This is a footnote to the main video on Bayes' Theorem. If your goal is simply to understand why it's true from a mathematical standpoint, there's actually a very quick way to see it based on breaking down how the word AND works in probability. Let's say there are two events, A and B.
What's the probability that both of them happen? On the one hand, you could start by thinking of the probability of A, the proportion of all possibilities where A is true, then multiply it by the proportion of those events where B is also true, which is known as the probability of B given A. But it's strange for the formula to look asymmetric in A and B.
Presumably, we should also be able to think of it as the proportion of cases where B is true, among all possibilities, times the proportion of those where A is also true, the probability of A given B. These are both the same, and the fact that they're both the same gives us a way to express P of A given B in terms of P of B given A, or the other way around. So when one of these conditions is easier to put numbers to than the other, say when it's easier to think about the probability of seeing some evidence given a hypothesis rather than the other way around, this simple identity becomes a useful tool.
Nevertheless, even if this is somehow a more pure or quick way to understand the formula, the reason I chose to frame everything in terms of updating beliefs with evidence in the main video is to help with that third level of understanding, being able to recognize when this formula, among the wide landscape of available tools in math, happens to be the right one to use. Otherwise, it's kind of easy to just look at it, nod along, and promptly forget. And you know, while we're here, it's worth highlighting a common misconception that the probability of A and B is P of A times P of B.
For example, if you hear that 1 in 4 people die of heart disease, it's really tempting to think that that means the probability that both you and your brother die of heart disease is 1 in 4 times 1 in 4, or 1 in 16. After all, the probability of two successive coin flips yielding tails is ½ times ½, and the probability of rolling two 1s on a pair of dice is 1 6th times 1 6th, right? The issue is correlation.
If your brother dies of heart disease, and considering certain genetic and lifestyle links that are at play here, your chances of dying from a similar condition are higher. A formula like this, as tempting and clean as it looks, is just flat out wrong. What's going on with cases like flipping coins or rolling two dice is that each event is independent of the last.
So the probability of B given A is the same as the probability of B. What happens to A does not affect B. This is the definition of independence.

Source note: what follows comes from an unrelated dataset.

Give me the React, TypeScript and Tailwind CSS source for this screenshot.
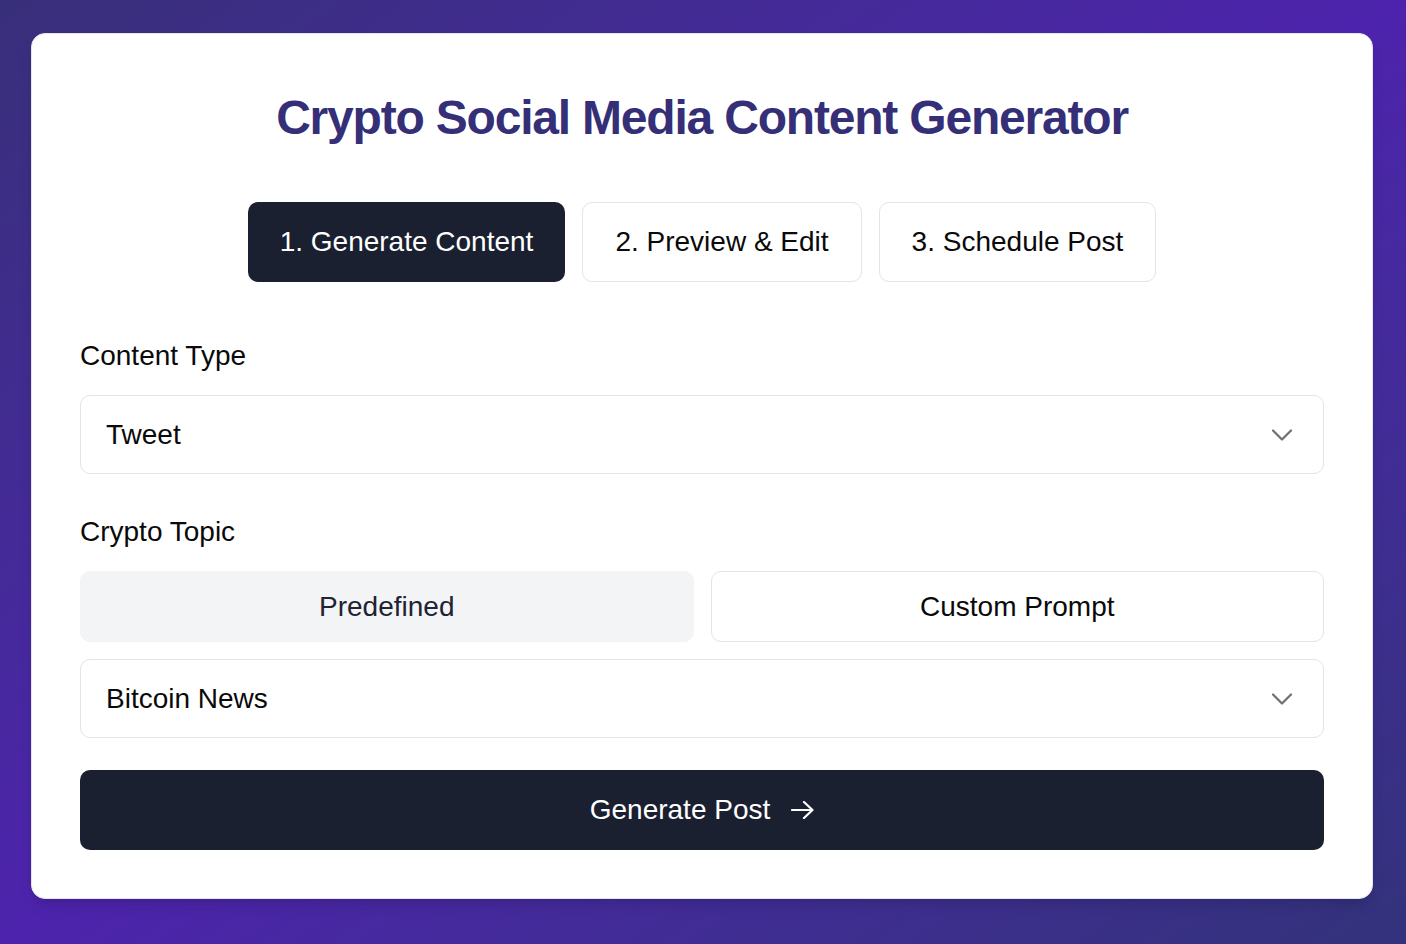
import { useState } from "react";

const contentTypes = ["Tweet", "Thread", "LinkedIn Post"];
const topics = ["Bitcoin News", "Ethereum Updates", "DeFi Trends", "NFT Market"];

function Chevron() {
  return (
    <svg width="22" height="12" viewBox="0 0 22 12" fill="none" className="text-[#6f6f6f]">
      <path d="M2 1.5l9 9 9-9" stroke="currentColor" strokeWidth="2.2" strokeLinecap="round" strokeLinejoin="round" />
    </svg>
  );
}

function Select({ value, options }: { value: string; options: string[] }) {
  return (
    <div className="relative">
      <select
        defaultValue={value}
        className="w-full h-[79px] appearance-none rounded-[10px] border border-[#e2e4e9] bg-white pl-[25px] pr-16 text-[28px] text-[#0a0a0a] outline-none"
      >
        {options.map((o) => (
          <option key={o}>{o}</option>
        ))}
      </select>
      <div className="pointer-events-none absolute right-[31px] top-1/2 -translate-y-1/2">
        <Chevron />
      </div>
    </div>
  );
}

export default function App() {
  const [step, setStep] = useState(1);
  const [mode, setMode] = useState<"predefined" | "custom">("predefined");

  const steps = ["1. Generate Content", "2. Preview & Edit", "3. Schedule Post"];

  return (
    <div
      className="min-h-screen bg-gradient-to-br from-[#382f7a] via-[#4d23ad] to-[#33327b] pl-[31px] pr-[33px] pt-[33px] pb-[45px]"
      style={{ fontFamily: '"Liberation Sans", Arial, sans-serif' }}
    >
      <div className="rounded-[14px] border border-[#e4e4ec] bg-white px-[48px] pt-[48px] pb-[48px] shadow-lg">
        <h1 className="text-center text-[48px] leading-[72px] font-bold tracking-tight text-[#352f77]">
          Crypto Social Media Content Generator
        </h1>

        <div className="mt-[48px] flex justify-center gap-[17px]">
          {steps.map((s, i) => (
            <button
              key={s}
              onClick={() => setStep(i + 1)}
              className={
                step === i + 1
                  ? "h-[80px] rounded-[10px] bg-[#1b2030] px-[32px] text-[28px] text-white"
                  : "h-[80px] rounded-[10px] border border-[#e2e4e9] bg-white px-[32px] text-[28px] text-[#0a0a0a]"
              }
            >
              {s}
            </button>
          ))}
        </div>

        <label className="mt-[54px] block text-[28px] leading-[40px] text-[#0a0a0a]">Content Type</label>
        <div className="mt-[19px]">
          <Select value="Tweet" options={contentTypes} />
        </div>

        <label className="mt-[38px] block text-[28px] leading-[40px] text-[#0a0a0a]">Crypto Topic</label>
        <div className="mt-[19px] grid grid-cols-2 gap-[17px]">
          <button
            onClick={() => setMode("predefined")}
            className={
              mode === "predefined"
                ? "h-[71px] rounded-[10px] border border-[#f3f4f6] bg-[#f3f4f6] text-[28px] text-[#1f2333]"
                : "h-[71px] rounded-[10px] border border-[#e2e4e9] bg-white text-[28px] text-[#0a0a0a]"
            }
          >
            Predefined
          </button>
          <button
            onClick={() => setMode("custom")}
            className={
              mode === "custom"
                ? "h-[71px] rounded-[10px] border border-[#f3f4f6] bg-[#f3f4f6] text-[28px] text-[#1f2333]"
                : "h-[71px] rounded-[10px] border border-[#e2e4e9] bg-white text-[28px] text-[#0a0a0a]"
            }
          >
            Custom Prompt
          </button>
        </div>

        <div className="mt-[17px]">
          <Select value="Bitcoin News" options={topics} />
        </div>

        <button className="mt-[32px] flex h-[80px] w-full items-center justify-center gap-[21px] rounded-[10px] bg-[#1b2030] text-[28px] text-white">
          Generate Post
          <svg width="23" height="18" viewBox="0 0 23 18" fill="none">
            <path d="M1 9h20.5M13 1l8.5 8-8.5 8" stroke="currentColor" strokeWidth="2.2" strokeLinecap="round" strokeLinejoin="round" />
          </svg>
        </button>
      </div>
    </div>
  );
}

Keep in mind, many introductory probability examples are given in very gamified contexts, things with dice and coins, where genuine independence holds, but all those examples can skew your intuitions. The irony is that some of the most interesting applications of probability, presumably the whole motivation for the kind of courses using these gamified examples, are only substantive when events aren't independent. Bayes' theorem, which measures exactly how much one variable depends on another, is a perfect example of this.